Ayer en bebesymas.com, se publicó este artículo que con el que estoy absolutamente de acuerdo y que habla de nuevo sobre el castigo físico a los niños. Lo copio íntegro, sin tocar ni una coma…me parece muy bien estructurado y explicado.
Creo que vale la pena leerlo con la mente abierta, sin ánimo de culpabilizar ni de juzgar a nadie…todos hemos perdido los nervios alguna vez y todos educamos a nuestros hijos lo mejor que podemos o sabemos. Pero al mismo tiempo, hay que leerlo con humildad y sensibilidad…con ánimo de cambio y ganas de mejorar.
Yo por lo menos lo tengo claro, ni un sólo cachete vale la pena.
“Tus manos son para proteger”: campaña contra el castigo físico
Darle un azote a un niño podemos pensar que no tiene consecuencias, se ha hecho toda la vida y no ha pasado nada. Posiblemente muchos lectores nos contarán que los recibieron, y están seguros del amor de sus padres y que ese comportamiento no dejó secuelas, se han convertido en personas pacíficas y no guardan rencor. Sus padres lo hicieron lo mejor posible y unos azotes o pescozones no dejaron marca en ellos, asegurarán. Pero si, los azotes tienen consecuencias.
Obviamente, si no rechazamos aquella conducta errónea de nuestros padres tenemos posibilidades de repetirla con menos dificultades.
Al fin y al cabo, dirán, que un azote no es maltrato, no es una paliza, y se sobrevive sin daño aparente. Pero es violencia, y la violencia no puede ser la medida del amor de los padres a los hijos ni es una buena manera de educar con el ejemplo.
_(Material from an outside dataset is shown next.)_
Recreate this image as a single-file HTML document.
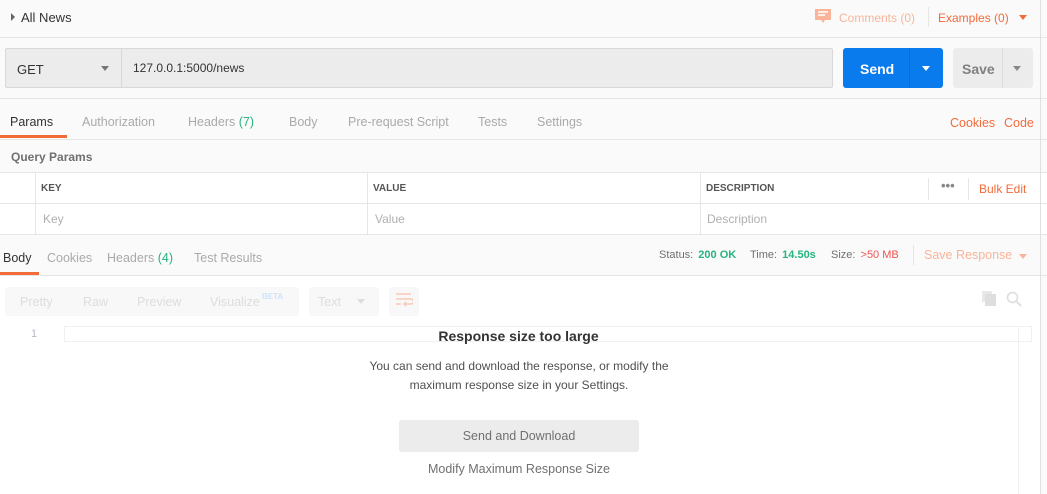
<!DOCTYPE html>
<html><head><meta charset="utf-8"><style>
*{box-sizing:border-box;margin:0;padding:0}
body{width:1047px;height:494px;overflow:hidden;background:#fafafa;font-family:"Liberation Sans",sans-serif;font-size:12px;color:#505050;position:relative}
.a{position:absolute;white-space:nowrap}
.o{color:#f26b3a}
.g{color:#26b47f}
.l{color:#aaa}
.hl{position:absolute;height:1px;background:#e6e6e6}
.vl{position:absolute;width:1px;background:#e6e6e6}
</style></head><body>
<div class="a" style="left:11px;top:13px;width:0;height:0;border-left:4px solid #666;border-top:4px solid transparent;border-bottom:4px solid transparent"></div>
<div class="a" style="left:21px;top:10px;font-size:13px;color:#333">All News</div>
<svg class="a" style="left:815px;top:9px" width="17" height="17"><path d="M0 0h16v11h-6l-2 3-2-3H0z" fill="#f9b49a"/><path d="M3 3h10M3 6h7" stroke="#fff" stroke-width="1.5"/></svg>
<div class="a" style="left:839px;top:11px;color:#f9b49a">Comments (0)</div>
<div class="vl" style="left:928px;top:7px;height:20px"></div>
<div class="a o" style="left:938px;top:11px">Examples (0)</div>
<div class="a" style="left:1019px;top:15px;border-top:5px solid #f26b3a;border-left:4px solid transparent;border-right:4px solid transparent"></div>
<div class="hl" style="left:0;top:37px;width:1047px"></div>
<div class="a" style="left:5px;top:48px;width:828px;height:40px;background:#ececec;border:1px solid #d8d8d8;border-radius:2px"></div>
<div class="vl" style="left:121px;top:48px;height:40px;background:#d8d8d8"></div>
<div class="a" style="left:17px;top:62px;font-size:13px;color:#333">GET</div>
<div class="a" style="left:101px;top:66px;border-top:5px solid #777;border-left:4px solid transparent;border-right:4px solid transparent"></div>
<div class="a" style="left:133px;top:61px;color:#333">127.0.0.1:5000/news</div>
<div class="a" style="left:843px;top:48px;width:100px;height:40px;background:#097bed;border-radius:3px"></div>
<div class="vl" style="left:909px;top:48px;height:40px;background:#0a6bd0"></div>
<div class="a" style="left:860px;top:61px;color:#fff;font-weight:bold;font-size:14px">Send</div>
<div class="a" style="left:922px;top:66px;border-top:5px solid #fff;border-left:4px solid transparent;border-right:4px solid transparent"></div>
<div class="a" style="left:953px;top:48px;width:80px;height:40px;background:#ececec;border-radius:3px"></div>
<div class="vl" style="left:1002px;top:48px;height:40px;background:#ddd"></div>
<div class="a" style="left:962px;top:61px;color:#808080;font-weight:bold;font-size:14px">Save</div>
<div class="a" style="left:1013px;top:66px;border-top:5px solid #888;border-left:4px solid transparent;border-right:4px solid transparent"></div>
<div class="hl" style="left:0;top:98px;width:1047px"></div>
<div class="a" style="left:10px;top:115px;font-size:12.5px;color:#333">Params</div>
<div class="a" style="left:0;top:135px;width:67px;height:3px;background:#f26b3a"></div>
<div class="a l" style="left:82px;top:115px;font-size:12.5px">Authorization</div>
<div class="a l" style="left:188px;top:115px;font-size:12.5px">Headers <span class="g">(7)</span></div>
<div class="a l" style="left:289px;top:115px;font-size:12.5px">Body</div>
<div class="a l" style="left:348px;top:115px;font-size:12.5px">Pre-request Script</div>
<div class="a l" style="left:478px;top:115px;font-size:12.5px">Tests</div>
<div class="a l" style="left:537px;top:115px;font-size:12.5px">Settings</div>
<div class="a o" style="left:950px;top:116px;font-size:12.5px">Cookies</div>
<div class="a o" style="left:1004px;top:116px;font-size:12.5px">Code</div>
<div class="hl" style="left:0;top:139px;width:1047px"></div>
<div class="a" style="left:11px;top:150px;color:#707070;font-weight:bold">Query Params</div>
<div class="a" style="left:0;top:172px;width:1047px;height:63px;background:#fff"></div>
<div class="hl" style="left:0;top:172px;width:1047px"></div>
<div class="hl" style="left:0;top:203px;width:1047px"></div>
<div class="hl" style="left:0;top:234px;width:1047px"></div>
<div class="vl" style="left:35px;top:172px;height:62px"></div>
<div class="vl" style="left:367px;top:172px;height:62px"></div>
<div class="vl" style="left:700px;top:172px;height:62px"></div>
<div class="vl" style="left:928px;top:178px;height:22px"></div>
<div class="vl" style="left:968px;top:178px;height:22px"></div>
<div class="a" style="left:41px;top:183px;font-size:10px;font-weight:bold;color:#555">KEY</div>
<div class="a" style="left:373px;top:183px;font-size:10px;font-weight:bold;color:#555">VALUE</div>
<div class="a" style="left:706px;top:183px;font-size:10px;font-weight:bold;color:#555">DESCRIPTION</div>
<div class="a" style="left:941px;top:178px;font-size:13px;color:#888;font-weight:bold">•••</div>
<div class="a o" style="left:979px;top:182px">Bulk Edit</div>
<div class="a" style="left:43px;top:212px;color:#b0b0b0">Key</div>
<div class="a" style="left:375px;top:212px;color:#b0b0b0">Value</div>
<div class="a" style="left:707px;top:212px;color:#b0b0b0">Description</div>
<div class="a" style="left:3px;top:251px;color:#333;font-size:12.5px">Body</div>
<div class="a" style="left:0;top:272px;width:39px;height:3px;background:#f26b3a"></div>
<div class="a l" style="left:47px;top:251px;font-size:12.5px">Cookies</div>
<div class="a l" style="left:107px;top:251px;font-size:12.5px">Headers <span class="g">(4)</span></div>
<div class="a l" style="left:194px;top:251px;font-size:12.5px">Test Results</div>
<div class="a" style="left:659px;top:249px;font-size:11px;color:#707070">Status: <span class="g" style="font-weight:bold;margin-left:2px">200 OK</span></div>
<div class="a" style="left:750px;top:249px;font-size:11px;color:#707070">Time: <span class="g" style="font-weight:bold;margin-left:2px">14.50s</span></div>
<div class="a" style="left:831px;top:249px;font-size:11px;color:#707070">Size: <span style="color:#ef5350;margin-left:2px">&gt;50 MB</span></div>
<div class="vl" style="left:913px;top:245px;height:20px"></div>
<div class="a" style="left:924px;top:248px;color:#f9b49a;font-size:12.5px">Save Response</div>
<div class="a" style="left:1019px;top:254px;border-top:5px solid #f9b49a;border-left:4px solid transparent;border-right:4px solid transparent"></div>
<div class="hl" style="left:0;top:275px;width:1047px"></div>
<div class="a" style="left:0;top:276px;width:1040px;height:218px;background:#fff"></div>
<div class="a" style="left:5px;top:287px;width:294px;height:29px;background:#f8f8f8;border-radius:3px"></div>
<div class="a" style="left:20px;top:295px;color:#ddd;font-size:12.5px">Pretty</div>
<div class="a" style="left:83px;top:295px;color:#ddd;font-size:12.5px">Raw</div>
<div class="a" style="left:137px;top:295px;color:#ddd;font-size:12.5px">Preview</div>
<div class="a" style="left:210px;top:295px;color:#ddd;font-size:12.5px">Visualize</div>
<div class="a" style="left:262px;top:292px;color:#cfe3fb;font-size:8px;font-weight:bold">BETA</div>
<div class="a" style="left:309px;top:287px;width:70px;height:29px;background:#f8f8f8;border-radius:3px"></div>
<div class="a" style="left:318px;top:295px;color:#ddd;font-size:12.5px">Text</div>
<div class="a" style="left:357px;top:299px;border-top:5px solid #ddd;border-left:4px solid transparent;border-right:4px solid transparent"></div>
<div class="a" style="left:389px;top:287px;width:30px;height:29px;background:#f8f8f8;border-radius:3px"></div>
<svg class="a" style="left:395px;top:292px" width="18" height="18"><path d="M1 2h15M1 7h15a2.5 2.5 0 0 1 0 5H9M11 10l-2 2 2 2M1 12h5" stroke="#fbc8b6" stroke-width="1.5" fill="none"/></svg>
<svg class="a" style="left:982px;top:291px" width="16" height="16"><rect x="0" y="0" width="10" height="11" fill="#e8e8e8"/><rect x="3" y="3" width="11" height="12" fill="#dedede"/></svg>
<svg class="a" style="left:1006px;top:291px" width="16" height="16"><circle cx="6.5" cy="6.5" r="5" stroke="#e0e0e0" stroke-width="1.7" fill="none"/><path d="M10 10l5 5" stroke="#e0e0e0" stroke-width="2"/></svg>
<div class="a" style="left:31px;top:328px;color:#b5bcc8;font-size:11px">1</div>
<div class="a" style="left:64px;top:326px;width:968px;height:16px;border:1px solid #f0f0f0"></div>
<div class="vl" style="left:1018px;top:326px;height:168px;background:#f0f0f0"></div>
<div class="a" style="left:0;top:328px;width:1047px;text-align:center;font-weight:bold;font-size:14px;color:#333;padding-right:10px">Response size too large</div>
<div class="a" style="left:0;top:357px;width:1047px;text-align:center;color:#505050;padding-right:9px;line-height:19px;font-size:12px">You can send and download the response, or modify the<br>maximum response size in your Settings.</div>
<div class="a" style="left:399px;top:420px;width:240px;height:32px;background:#ececec;border-radius:3px;text-align:center;line-height:32px;color:#707070;font-size:12.5px">Send and Download</div>
<div class="a" style="left:399px;top:462px;width:240px;text-align:center;color:#707070;font-size:12.5px">Modify Maximum Response Size</div>
<div class="vl" style="left:1040px;top:0;height:494px;background:#e0e0e0"></div>
</body></html>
No hay ninguna aportación científica seria que aporte datos a favor de los azotes. Más bien al contrario, las modernas investigaciones neurológicas y psicológicas aportan datos en el sentido contrario. El estrés, el miedo y el dolor si dejan marcas.
Un niño que recibe un comportamiento violento de sus padres interioriza que la violencia puede ser aceptable si se ejerce contra alguien más debil o aduciendo una buena causa. No se siente dueño de su cuerpo ya que aquellos en quienes más confían lo agreden “por su bien”.
La paciencia y el agotamiento puede hacer mella en nosotros y también la tensión en una situación de peligro real. Entonces brota de nosotros esa violencia interiorizada en la infancia y la repetimos como medida extrema.
Pegar un azote o un pescozón es pegar, y del mismo modo que no consentiríamos que nadie nos ponga la mano encima bajo ninguna circunstancia, a nuestros hijos les debemos enseñar que nadie puede tocarlos a ellos ni pegarles, bajo ninguna causa, ni siquiera los adultos que tenemos autoridad sobre ellos.
Pegarle a un niño, insultarle, gritarle o amenazarlo con castigos físicos o abandono emocional no es un buen ejemplo (“los niños hacen lo que ven”). Puede servirnos a los adultos para que salga la rabia o el enfado, pero a costa de hacerlos recaer en el más debil.
La obediencia por miedo no es obediencia, es represión. La educación nace del ejemplo, la comprensión, la paciencia y el amor, no de perder el control y descargar la violencia en los niños.
En el estado emocional de miedo, rabia e impotencia en el que queda un niño que sufre un grito o un azote no hay nada que se pueda aprender ni interiorizar. Las normas o los comportamientos correctos que queremos inculcarles, el respeto hacia los otros, no hay forma de asimilarlo si ellos no están siendo respetados en su integridad física y moral.
El disimulo, la mentira, la desconfianza y la percepción del mundo como un lugar donde los actos no tienen consecuencias lógicas, sino castigos, no es el mejor modo de educar en la convivencia y la confianza. Lo que hará un niño al que se le pega será aprender a que no lo pillen por miedo, no a que su acción errada se autoexplica a si misma confortado por sus padres para asimilar el daño que ha podido realizar.
El niño no relaciona el castigo con el hecho acaecido, sino con la persona que lo agrede. Y muy raramente tiene éxito como medida que cambie el problema de fondo, si no es con el terror a un nuevo castigo.
Además, el castigo físico ya es un delito en España y no se tipifica su intensidad aunque se encuentre que una sociedad permisiva y acostumbrada a estos comportamientos no puede todavía controlar todos estos sucesos y la ley suele activarse solamente en los más graves o llamativos. Sin embargo, las autoridades son muy claras al respecto. Pegar un azote, tirar del pelo, dar un pescozón o un pellizco ya no tienen refrendo legal alguno como medios de corrección adecuada.
Las consecuencias de los azotes a nivel psicológico y moral son inevitables, y nuestro papel como padres no es repetir los errores de quienes nos educaron lo mejor que sabían, sino educar a nuestros hijos en la canalización sana de los conflictos.